**DATA IN THIS EXERCISE**

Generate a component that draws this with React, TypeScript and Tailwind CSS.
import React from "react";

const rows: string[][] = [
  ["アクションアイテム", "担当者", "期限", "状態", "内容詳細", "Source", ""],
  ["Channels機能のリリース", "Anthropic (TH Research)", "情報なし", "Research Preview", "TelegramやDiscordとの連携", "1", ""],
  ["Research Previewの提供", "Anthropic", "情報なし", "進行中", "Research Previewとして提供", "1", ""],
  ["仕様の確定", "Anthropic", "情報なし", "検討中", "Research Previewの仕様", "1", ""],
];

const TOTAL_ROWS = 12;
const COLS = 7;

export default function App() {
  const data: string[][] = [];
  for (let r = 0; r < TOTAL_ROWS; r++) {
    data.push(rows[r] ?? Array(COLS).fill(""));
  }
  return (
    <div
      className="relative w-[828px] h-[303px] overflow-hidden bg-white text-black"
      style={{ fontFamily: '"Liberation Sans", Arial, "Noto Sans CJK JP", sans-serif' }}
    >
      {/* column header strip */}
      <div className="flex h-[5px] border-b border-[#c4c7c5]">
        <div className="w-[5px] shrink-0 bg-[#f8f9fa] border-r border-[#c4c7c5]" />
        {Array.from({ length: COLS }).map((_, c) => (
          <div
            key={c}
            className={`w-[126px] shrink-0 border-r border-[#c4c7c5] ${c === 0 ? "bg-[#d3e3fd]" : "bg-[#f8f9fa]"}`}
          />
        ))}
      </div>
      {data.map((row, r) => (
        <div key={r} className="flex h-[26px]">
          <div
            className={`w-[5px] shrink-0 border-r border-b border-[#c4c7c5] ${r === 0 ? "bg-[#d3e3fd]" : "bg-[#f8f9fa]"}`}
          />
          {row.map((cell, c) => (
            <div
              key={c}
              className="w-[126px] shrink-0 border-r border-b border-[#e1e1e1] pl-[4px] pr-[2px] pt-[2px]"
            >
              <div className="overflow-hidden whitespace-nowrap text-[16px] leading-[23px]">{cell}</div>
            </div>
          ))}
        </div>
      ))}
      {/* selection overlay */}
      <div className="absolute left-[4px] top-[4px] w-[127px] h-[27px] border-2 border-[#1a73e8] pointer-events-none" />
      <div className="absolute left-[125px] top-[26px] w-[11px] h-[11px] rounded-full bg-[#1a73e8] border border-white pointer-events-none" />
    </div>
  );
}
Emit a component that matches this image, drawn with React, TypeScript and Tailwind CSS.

**WHAT YOU HAVE TO DO**
Retype all of the material, keeping each line exact.

**RESULT**
Generate a component that draws this with React, TypeScript and Tailwind CSS.
import React from "react";

const rows: string[][] = [
  ["アクションアイテム", "担当者", "期限", "状態", "内容詳細", "Source", ""],
  ["Channels機能のリリース", "Anthropic (TH Research)", "情報なし", "Research Preview", "TelegramやDiscordとの連携", "1", ""],
  ["Research Previewの提供", "Anthropic", "情報なし", "進行中", "Research Previewとして提供", "1", ""],
  ["仕様の確定", "Anthropic", "情報なし", "検討中", "Research Previewの仕様", "1", ""],
];

const TOTAL_ROWS = 12;
const COLS = 7;

export default function App() {
  const data: string[][] = [];
  for (let r = 0; r < TOTAL_ROWS; r++) {
    data.push(rows[r] ?? Array(COLS).fill(""));
  }
  return (
    <div
      className="relative w-[828px] h-[303px] overflow-hidden bg-white text-black"
      style={{ fontFamily: '"Liberation Sans", Arial, "Noto Sans CJK JP", sans-serif' }}
    >
      {/* column header strip */}
      <div className="flex h-[5px] border-b border-[#c4c7c5]">
        <div className="w-[5px] shrink-0 bg-[#f8f9fa] border-r border-[#c4c7c5]" />
        {Array.from({ length: COLS }).map((_, c) => (
          <div
            key={c}
            className={`w-[126px] shrink-0 border-r border-[#c4c7c5] ${c === 0 ? "bg-[#d3e3fd]" : "bg-[#f8f9fa]"}`}
          />
        ))}
      </div>
      {data.map((row, r) => (
        <div key={r} className="flex h-[26px]">
          <div
            className={`w-[5px] shrink-0 border-r border-b border-[#c4c7c5] ${r === 0 ? "bg-[#d3e3fd]" : "bg-[#f8f9fa]"}`}
          />
          {row.map((cell, c) => (
            <div
              key={c}
              className="w-[126px] shrink-0 border-r border-b border-[#e1e1e1] pl-[4px] pr-[2px] pt-[2px]"
            >
              <div className="overflow-hidden whitespace-nowrap text-[16px] leading-[23px]">{cell}</div>
            </div>
          ))}
        </div>
      ))}
      {/* selection overlay */}
      <div className="absolute left-[4px] top-[4px] w-[127px] h-[27px] border-2 border-[#1a73e8] pointer-events-none" />
      <div className="absolute left-[125px] top-[26px] w-[11px] h-[11px] rounded-full bg-[#1a73e8] border border-white pointer-events-none" />
    </div>
  );
}
Emit a component that matches this image, drawn with React, TypeScript and Tailwind CSS.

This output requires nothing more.